In my sophomore year I ran into a history course that slowed me down quite a bit. I forget what it was called--it might have been English Constitutional History--but I discovered that I just couldn’t hack it. It all seemed so cut and dried, dusty and lacking in drama and emotion. My exam results were genuinely alarming. The professor who taught the course--by the name of Leslie--took note of this and asked to see me for a moment one day after class. I frankly and perhaps over-dramatically explained to him that I was not finding much sense of fulfillment in the course material. He listened attentively and then asked me a single question: “What is your academic program?” I said it was Pre-Law. (I remember this moment very clearly.) He thought a bit and then said: “Mr. Yates, I need to tell you that you are going to have to take a goodly number of other courses--much like this one--in order to complete the Pre-Law curriculum.” He paused to let that sink in. Then he said, “Let me offer you a bit of advice. In your circumstances, I would give serious thought to changing your major to something else.”
That was, I believe, a critical turning point in my life.
The next day I went over to Angell Hall and switched my major to Spanish. I had continued taking Spanish courses in every semester at the university and was receiving high marks. So that seemed to be the thing to do.
Thus it was that I completed the A.B. degree, with a major in Spanish, in January of 1951. And then was promptly drafted into the U.S. Army for a two-year stretch.
With my Army service behind me, I was over two years separated from the first phase of my university education. I had given over those two years to military service, but I was compensated by my country with the benefits of the G.I. Bill. So I returned to Ann Arbor in the fall of 1953--as a graduate student in Spanish. In one year I had my Masters degree and then pushed on in pursuit of the Ph. D.

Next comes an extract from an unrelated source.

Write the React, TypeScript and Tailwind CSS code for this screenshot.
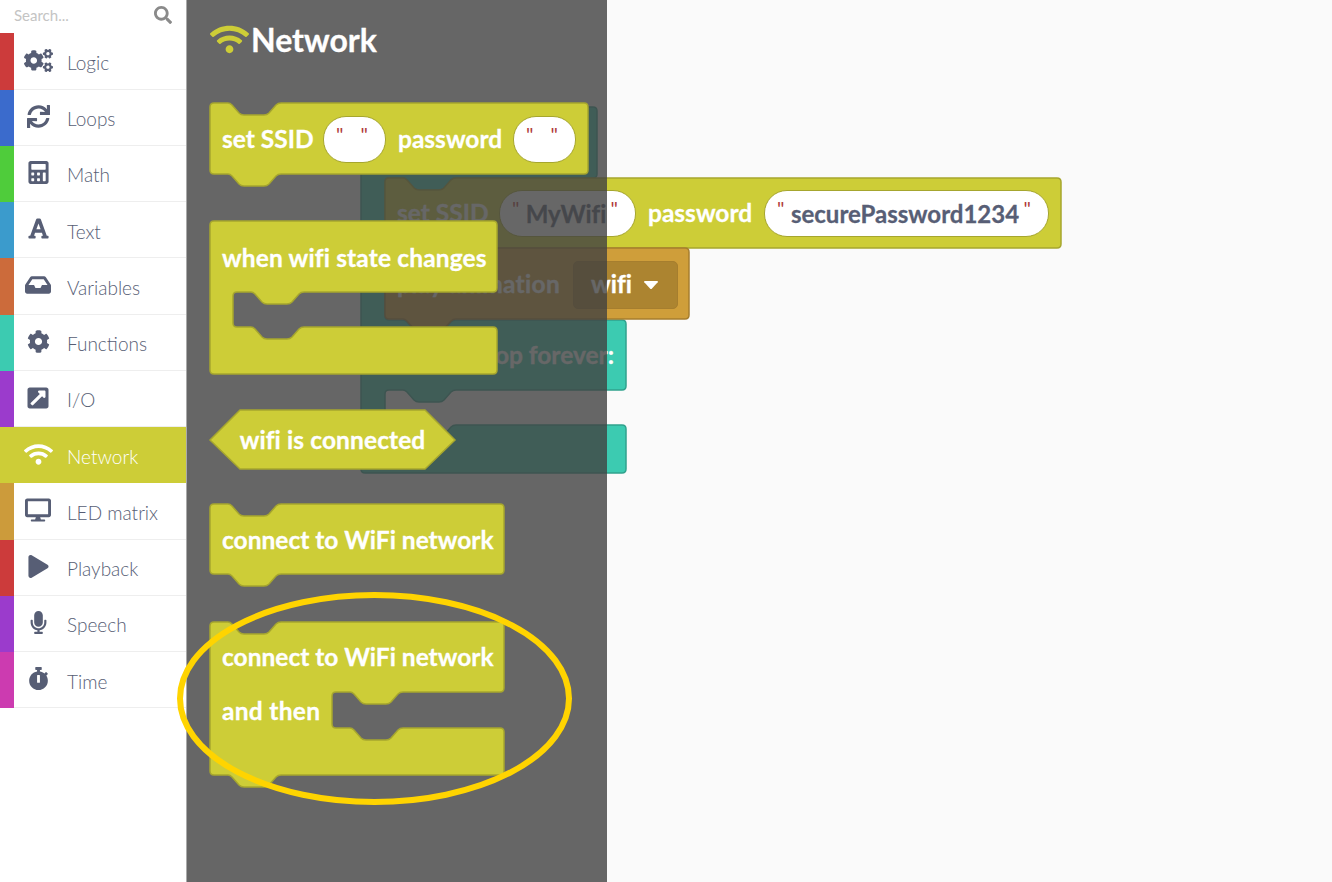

I found these graduate years to be enormously rewarding. It turned out that I did indeed have a real gift for languages. (Before leaving for the Army, I had also learned French) These language courses were particularly compatible with my continuing interest in English language and literature, absorbed as I was in fiction and creative writing. With Professor Leslie’s well-timed and well-intended nudge, I had moved onto an academic career that was particularly suited to my talents and interests
I was very fortunate to be able to take graduate courses from two distinguished members of the Romance Language Department faculty--Irving A. Leonard and Enrique Anderson Imbert. Leonard was one of the country’s highly regarded specialists in Latin American Literature and also in Latin American history. Anderson Imbert, who left Michigan in 1968 for Harvard, was a consumate classroom teacher and had published the first comprehensive history of Spanish American literature. Eventually, I wrote my dissertation with Anderson Imbert on the subject of Argentine detective fiction.

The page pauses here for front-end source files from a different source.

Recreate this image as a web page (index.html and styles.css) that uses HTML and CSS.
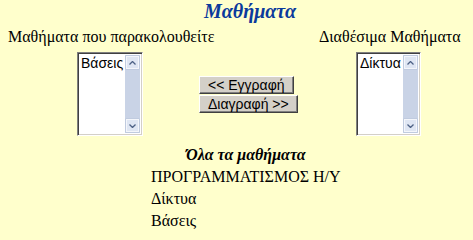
FILE: index.html
```html
<!DOCTYPE html>
<html lang="el">
<head>
<meta charset="utf-8">
<title>Μαθήματα</title>
<link rel="stylesheet" href="styles.css">
</head>
<body>
<div class="page">
  <h1 class="title">Μαθήματα</h1>
  <div class="labels">
    <div class="label">Μαθήματα που παρακολουθείτε</div>
    <div class="label">Διαθέσιμα Μαθήματα</div>
  </div>
  <div class="controls">
    <div class="listbox">
      <div class="options"><div class="option">Βάσεις</div></div>
      <div class="scrollbar">
        <span class="arrow"><svg width="7" height="4" viewBox="0 0 7 4"><path d="M0.5 3.5 L3.5 0.5 L6.5 3.5" fill="none" stroke="#4d6185" stroke-width="1.3"/></svg></span>
        <span class="arrow"><svg width="7" height="4" viewBox="0 0 7 4"><path d="M0.5 0.5 L3.5 3.5 L6.5 0.5" fill="none" stroke="#4d6185" stroke-width="1.3"/></svg></span>
      </div>
    </div>
    <div class="actions">
      <button class="btn" type="button">&lt;&lt; Εγγραφή</button>
      <button class="btn" type="button">Διαγραφή &gt;&gt;</button>
    </div>
    <div class="listbox listbox-right">
      <div class="options"><div class="option">Δίκτυα</div></div>
      <div class="scrollbar">
        <span class="arrow"><svg width="7" height="4" viewBox="0 0 7 4"><path d="M0.5 3.5 L3.5 0.5 L6.5 3.5" fill="none" stroke="#4d6185" stroke-width="1.3"/></svg></span>
        <span class="arrow"><svg width="7" height="4" viewBox="0 0 7 4"><path d="M0.5 0.5 L3.5 3.5 L6.5 0.5" fill="none" stroke="#4d6185" stroke-width="1.3"/></svg></span>
      </div>
    </div>
  </div>
  <div class="all">
    <div class="all-head">Όλα τα μαθήματα</div>
    <div class="all-item">ΠΡΟΓΡΑΜΜΑΤΙΣΜΟΣ Η/Υ</div>
    <div class="all-item">Δίκτυα</div>
    <div class="all-item">Βάσεις</div>
  </div>
</div>
</body>
</html>
```
FILE: styles.css
```css
html, body {
  margin: 0;
  background: #ffffcc;
}
body {
  font-family: "Liberation Serif", "Times New Roman", serif;
  font-size: 16px;
  color: #000;
}
.page {
  padding: 0 8px;
}
.title {
  margin: 0;
  padding-left: 27px;
  text-align: center;
  font-size: 20px;
  line-height: 22px;
  font-weight: bold;
  font-style: italic;
  color: #0b3a9c;
}
.labels {
  display: grid;
  grid-template-columns: 311px auto;
  margin-top: 6px;
  line-height: 18px;
}
.controls {
  display: flex;
  align-items: center;
  margin-top: 6px;
  padding-left: 69px;
}
.listbox {
  display: flex;
  flex: none;
  width: 66px;
  height: 84px;
  box-sizing: border-box;
  background: #fff;
  border-style: solid;
  border-width: 1px;
  border-color: #808080 #ffffff #ffffff #808080;
  box-shadow: inset 1px 1px 0 #404040, inset -1px -1px 0 #d4d0c8;
  padding: 2px;
}
.listbox-right {
  width: 65px;
  margin-left: 56px;
}
.options {
  flex: 1;
  padding: 0 1px;
  font-family: "Liberation Sans", Arial, sans-serif;
  font-size: 14px;
  line-height: 16px;
}
.scrollbar {
  width: 15px;
  display: flex;
  flex-direction: column;
  justify-content: space-between;
  background: #c9d3e6;
}
.arrow {
  display: flex;
  align-items: center;
  justify-content: center;
  height: 13px;
  margin: 1px;
  box-sizing: border-box;
  border: 1px solid #f4f6fb;
  background: #dfe6f3;
  box-shadow: 0 0 0 0.5px #b8c3d8;
}
.actions {
  display: flex;
  flex: none;
  flex-direction: column;
  align-items: flex-start;
  gap: 1px;
  margin-left: 56px;
  width: 101px;
}
.btn {
  font-family: "Liberation Sans", Arial, sans-serif;
  font-size: 14px;
  line-height: 16px;
  height: 18px;
  padding: 0 8px;
  margin: 0;
  background: #d4d0c8;
  color: #000;
  border-style: solid;
  border-width: 1px;
  border-color: #ffffff #404040 #404040 #ffffff;
  box-shadow: inset -1px -1px 0 #808080;
  border-radius: 0;
}
.all {
  width: fit-content;
  margin-left: 143px;
  margin-top: 8px;
  line-height: 22px;
}
.all-head {
  text-align: center;
  font-weight: bold;
  font-style: italic;
}
```
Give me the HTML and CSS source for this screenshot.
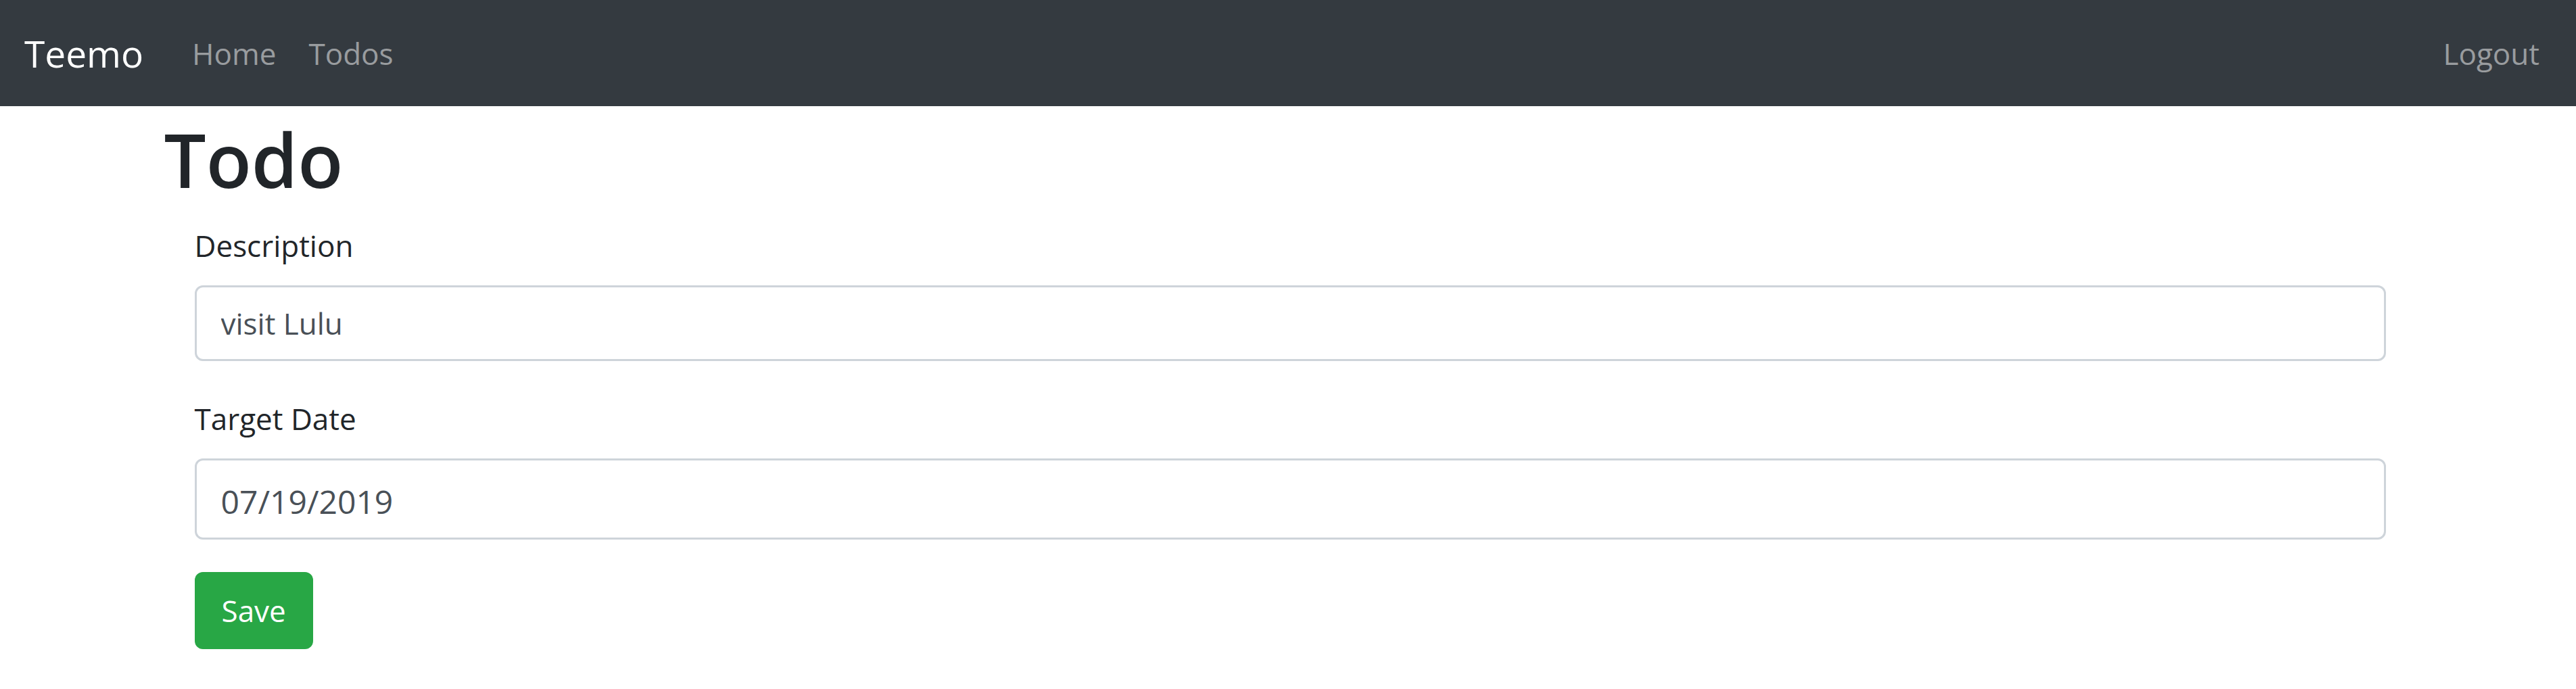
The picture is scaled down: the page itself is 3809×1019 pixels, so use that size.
FILE: index.html
```html
<!DOCTYPE html>
<html lang="en">
<head>
<meta charset="utf-8">
<title>Todo</title>
<link rel="stylesheet" href="styles.css">
</head>
<body>
<nav class="navbar">
  <a class="brand" href="#">Teemo</a>
  <ul class="nav">
    <li><a class="nav-link" href="#">Home</a></li>
    <li><a class="nav-link" href="#">Todos</a></li>
  </ul>
  <ul class="nav nav-right">
    <li><a class="nav-link" href="#">Logout</a></li>
  </ul>
</nav>
<main class="container">
  <h1 class="title">Todo</h1>
  <form class="todo-form">
    <div class="form-group">
      <label class="form-label" for="desc">Description</label>
      <input class="form-control" id="desc" type="text" value="visit Lulu">
    </div>
    <div class="form-group">
      <label class="form-label" for="date">Target Date</label>
      <input class="form-control form-control-date" id="date" type="text" value="07/19/2019">
    </div>
    <button class="btn-save" type="submit">Save</button>
  </form>
</main>
</body>
</html>
```
FILE: styles.css
```css
* {
  box-sizing: border-box;
}

html, body {
  margin: 0;
  padding: 0;
  background: #fff;
}

body {
  font-family: "Open Sans", "Noto Sans", sans-serif;
  font-size: 44px;
  line-height: 72px;
  color: #212529;
}

.navbar {
  display: flex;
  align-items: center;
  height: 157px;
  padding: 0 30px 0 36px;
  background: #343a40;
}

.brand {
  font-size: 55px;
  line-height: 82px;
  color: #fff;
  text-decoration: none;
  margin-right: 48px;
}

.nav {
  display: flex;
  list-style: none;
  margin: 0;
  padding: 0;
}

.nav-right {
  margin-left: auto;
}

.nav-link {
  display: block;
  padding: 0 24px;
  color: rgba(255, 255, 255, 0.5);
  text-decoration: none;
  font-size: 44px;
  line-height: 72px;
}

.container {
  width: 3420px;
  margin: 0 auto;
  padding: 0 45px;
}

.title {
  margin: 12px 0 25px;
  padding-left: 3px;
  font-size: 110px;
  font-weight: 600;
  line-height: 132px;
  color: #212529;
}

.todo-form {
  margin: 0 42px 0 48px;
}

.form-group {
  margin-bottom: 48px;
}

.form-label {
  display: block;
  margin-bottom: 24px;
  padding-top: 2px;
  line-height: 70px;
}

.form-control {
  display: block;
  width: 100%;
  height: 112px;
  padding: 0 36px;
  border: 3px solid #ced4da;
  border-radius: 12px;
  background: #fff;
  font-family: "Open Sans", "Noto Sans", sans-serif;
  font-size: 44px;
  color: #495057;
  outline: none;
}

.form-control-date {
  height: 120px;
  padding-top: 6px;
  font-size: 48px;
}

.btn-save {
  display: block;
  height: 114px;
  padding: 0 40px;
  border: none;
  border-radius: 12px;
  background: #28a745;
  color: #fff;
  font-family: "Open Sans", "Noto Sans", sans-serif;
  font-size: 44px;
  cursor: pointer;
}
```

I finished my course work for the Doctorate and passed the oral exams in 1957, and went to Michigan State for what was to be a one-year appointment to replace a faculty member who had to spend a sabbatical year in Europe. I stayed in East Lansing for twenty-six years. It was a wonderful ride that included many trips to Spain and France and especially to Latin American countries, whose literatures became my area of specialization. I published extensively--articles, essays, reviews for the New York Times, a memoir in The New Yorker, many Spanish-language textbooks as well as translations of novels and short stories of Spanish American writers, especially those from Argentina, where I spent nearly five years over the span of almost twenty trips to Buenos Aires. Writing was always a pleasure and a source of deep satisfaction. In 1954 I won a Hopwood Award in drama. More than once I considered that if had become a lawyer what I might well have been limited to composing was courtroom briefs. I was wisely steered away from that destiny.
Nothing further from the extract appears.